MINDsmall_train is used for training, and MINDsmall_dev is used for evaluation. Training data and evaluation data are composed of a news file and a behaviors file. You can find more detailed data description in [MIND repo](https://github.com/msnews/msnews.github.io/blob/master/assets/doc/introduction.md)

In [4]:
# Options: demo, small, large
MIND_type = 'small'
data_path = "./data/"

train_news_file = os.path.join(data_path, 'train', r'news.tsv')
train_behaviors_file = os.path.join(data_path, 'train', r'behaviors.tsv')
valid_news_file = os.path.join(data_path, 'valid', r'news.tsv')
valid_behaviors_file = os.path.join(data_path, 'valid', r'behaviors.tsv')
knowledge_graph_file = os.path.join(data_path, 'kg/wikidata-graph', r'wikidata-graph.tsv')
entity_embedding_file = os.path.join(data_path, 'kg/wikidata-graph', r'entity2vecd100.vec')
relation_embedding_file = os.path.join(data_path, 'kg/wikidata-graph', r'relation2vecd100.vec')

mind_url, mind_train_dataset, mind_dev_dataset, _ = get_mind_data_set(MIND_type)

kg_url = "https://kredkg.blob.core.windows.net/wikidatakg/"

if not os.path.exists(train_news_file):
    download_deeprec_resources(mind_url, os.path.join(data_path, 'train'), mind_train_dataset)
    
if not os.path.exists(valid_news_file):
    download_deeprec_resources(mind_url, \
                               os.path.join(data_path, 'valid'), mind_dev_dataset)

if not os.path.exists(knowledge_graph_file):
    download_deeprec_resources(kg_url, \
                               os.path.join(data_path, 'kg'), "kg.zip")

## Loading config

In [None]:
sys.path.append('')
sys.argv = [''] # added by me, solved problem in this cell

parser = argparse.ArgumentParser(description='KRED')


parser.add_argument('-c', '--config', default="./config.json", type=str,
                    help='config file path (default: None)')
parser.add_argument('-r', '--resume', default=None, type=str,
                    help='path to latest checkpoint (default: None)')
parser.add_argument('-d', '--device', default=None, type=str,
                    help='indices of GPUs to enable (default: all)')

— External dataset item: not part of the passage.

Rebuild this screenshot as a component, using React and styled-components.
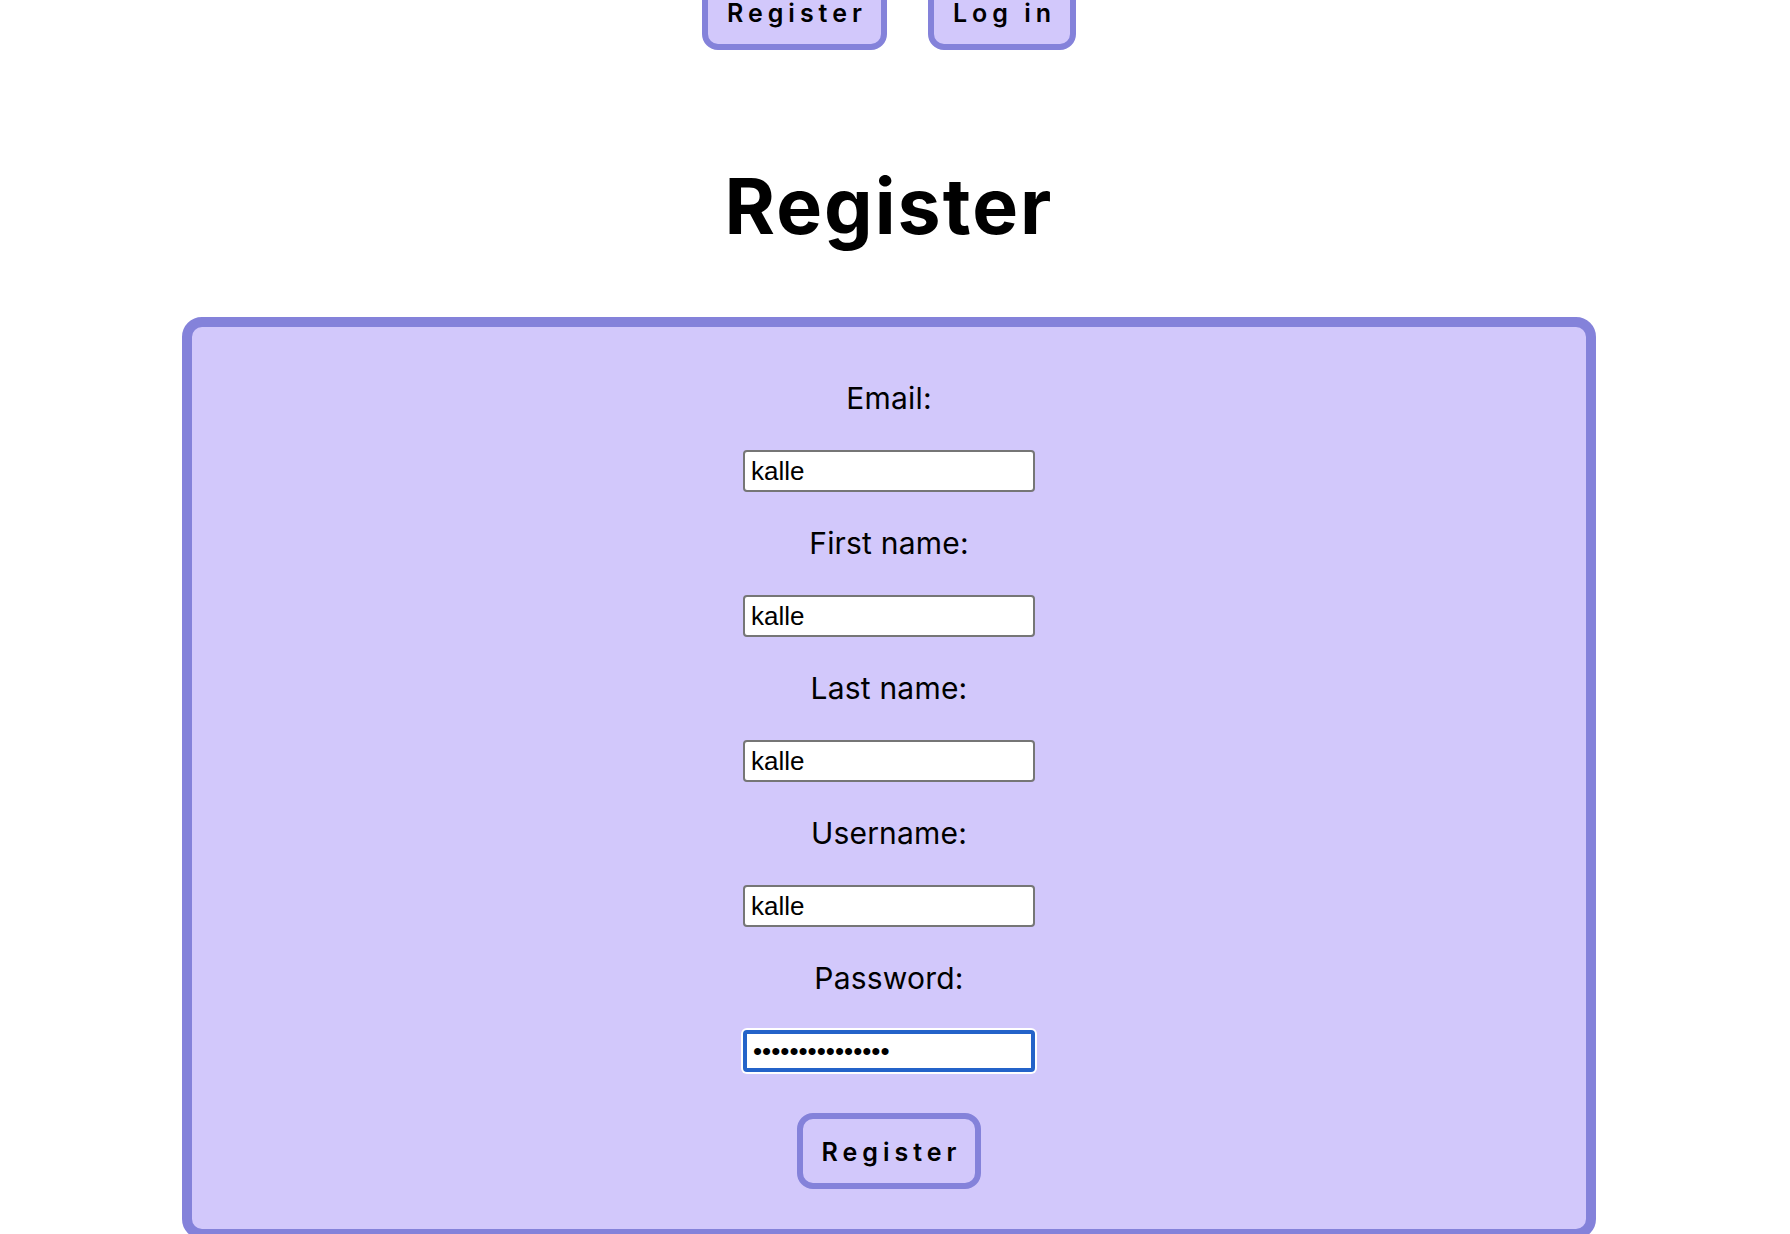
import React from "react";
import styled, { createGlobalStyle } from "styled-components";

const GlobalStyle = createGlobalStyle`
    html, body {
        margin: 0;
        padding: 0;
        background: #ffffff;
        overflow: hidden;
    }
    body {
        font-family: Inter, "Noto Sans", sans-serif;
        color: #000;
    }
`;

const lavender = "#d2c8fb";
const violet = "#8482da";

const fields = [
    { label: "Email:", type: "text", value: "kalle" },
    { label: "First name:", type: "text", value: "kalle" },
    { label: "Last name:", type: "text", value: "kalle" },
    { label: "Username:", type: "text", value: "kalle" },
    { label: "Password:", type: "password", value: "kallekallekalle", focused: true },
];

const App = () => {
    return (
        <>
            <GlobalStyle />
            <Page>
                <Nav>
                    <Button>Register</Button>
                    <Button>Log in</Button>
                </Nav>
                <Title>Register</Title>
                <Card>
                    {fields.map((f) => (
                        <Field key={f.label}>
                            <Label>{f.label}</Label>
                            <Input type={f.type} defaultValue={f.value} $focused={f.focused} />
                        </Field>
                    ))}
                    <SubmitRow>
                        <Button type="button">Register</Button>
                    </SubmitRow>
                </Card>
            </Page>
        </>
    );
};

const Page = styled.div`
    width: 1778px;
    display: flex;
    flex-direction: column;
    align-items: center;
`;

const Nav = styled.nav`
    display: flex;
    gap: 41px;
    margin-top: -26px;
`;

const Button = styled.button`
    font-family: Inter, "Noto Sans", sans-serif;
    font-size: 25px;
    font-weight: 600;
    line-height: 30px;
    letter-spacing: 0.2em;
    color: #000;
    background: ${lavender};
    border: 6px solid ${violet};
    border-radius: 16px;
    padding: 18px 14px 16px 19px;
    cursor: pointer;
`;

const Title = styled.h1`
    font-size: 77px;
    font-weight: 700;
    line-height: 92px;
    letter-spacing: 2px;
    margin: 110px 0 65px;
`;

const Card = styled.form`
    box-sizing: border-box;
    width: 1414px;
    background: ${lavender};
    border: 10px solid ${violet};
    border-radius: 20px;
    padding: 53px 0 40px;
    display: flex;
    flex-direction: column;
    align-items: center;
    gap: 33px;
`;

const Field = styled.div`
    display: flex;
    flex-direction: column;
    align-items: center;
    gap: 33px;
`;

const Label = styled.label`
    font-size: 30px;
    line-height: 37px;
    font-weight: 400;
    letter-spacing: 0.2px;
`;

const Input = styled.input`
    box-sizing: border-box;
    width: 292px;
    height: 42px;
    font-family: "Liberation Sans", Arial, sans-serif;
    font-size: 26px;
    padding: 0 6px;
    background: #fff;
    color: #000;
    border: ${(p) => (p.$focused ? "4px solid #2463c9" : "2px solid #767676")};
    border-radius: 4px;
    box-shadow: ${(p) => (p.$focused ? "0 0 0 2px #ffffff" : "none")};
    outline: none;
`;

const SubmitRow = styled.div`
    margin-top: 8px;
    display: flex;
    justify-content: center;
`;

export default App;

config = ConfigParser.from_args(parser)


## Create hyper-parameters

In [3]:
epochs = 10
batch_size = 64
train_type = "single_task"
task = "user2item" # task should be within: user2item, item2item, vert_classify, pop_predict

config['trainer']['epochs'] = epochs
config['data_loader']['batch_size'] = batch_size
config['trainer']['training_type'] = train_type
config['trainer']['task'] = task
config['trainer']['save_period'] = epochs/2
# The following parameters define which of the extensions are used, 
# by setting them to False the original KRED model is executed 
config['model']['use_mh_attention'] = False
config['model']['mh_number_of_heads'] = 6
config['data']['use_entity_category'] = False
config['data']['use_second_entity_category'] = False



## Process dataset


To speed up the execution, you can save the sentence embeddings on Google drive.

In [None]:
from google.colab import drive
drive.mount('/content/drive', force_remount=False)
# WARNING: the following folder must exist, otherwise it will raise errors when
# saving sentence embeddings
sentence_embedding_folder = "/content/drive/MyDrive/Dataset/"

In [None]:
# Run this cell only once to save the news embeddings in the drive folder
save_embedding_news("train", sentence_embedding_folder)
save_embedding_news("valid", sentence_embedding_folder)

In [None]:
try:
    data = load_data_mind(config, sentence_embedding_folder)
except NameError:
    data = load_data_mind(config)
test_data = data[-1]

In [None]:
# Limit the user2item validation dataset, since otherwise the validation during training takes too long to run
def limit_user2item_validation_data(data, size):
    test_data = data[-1]
    test_data_reduced = {key: test_data[key][:size] for key in test_data.keys()}
    # Concatenate the old tuple with the updated validation data
    return data[:-1] + (test_data_reduced,)

data = limit_user2item_validation_data(data, 10000)

## Train the KRED model

In [None]:
if train_type == "single_task":
    single_task_training(config, data)
else:
    multi_task_training(config, data)

## Evaluate the KRED model

In [None]:
testing(test_data, config)

## Performance of user2item on MINDsmall

We test the performance for the user to item task on MINDsmall dataset, for your reference:

| Models | AUC | NDCG@10 |
| :------- | :------- | :------- |
| KRED(single task training) | 0.6231 | 0.3628 |
| KRED + multi-head attention (6 heads) |  0.5844 | 0.3452|
| KRED + multi-head attention (12 heads) |  0.5845 | 0.3470|
| KRED + news first category embedding |  0.6421 | 0.3837|
| KRED + news second category embedding |  0.6218 | 0.3576|
| KRED + news first and second categories embedding |  0.6397 | 0.3777|


## Reference

[1] Liu, Danyang, et al. "KRED: Knowledge-Aware Document Representation for News Recommendations." Fourteenth ACM Conference on Recommender Systems. 2020.

[2] Wu, Fangzhao, et al. "MIND: A Large-scale Dataset for News Recommendation" Proceedings of the 58th Annual Meeting of the Association for Computational Linguistics.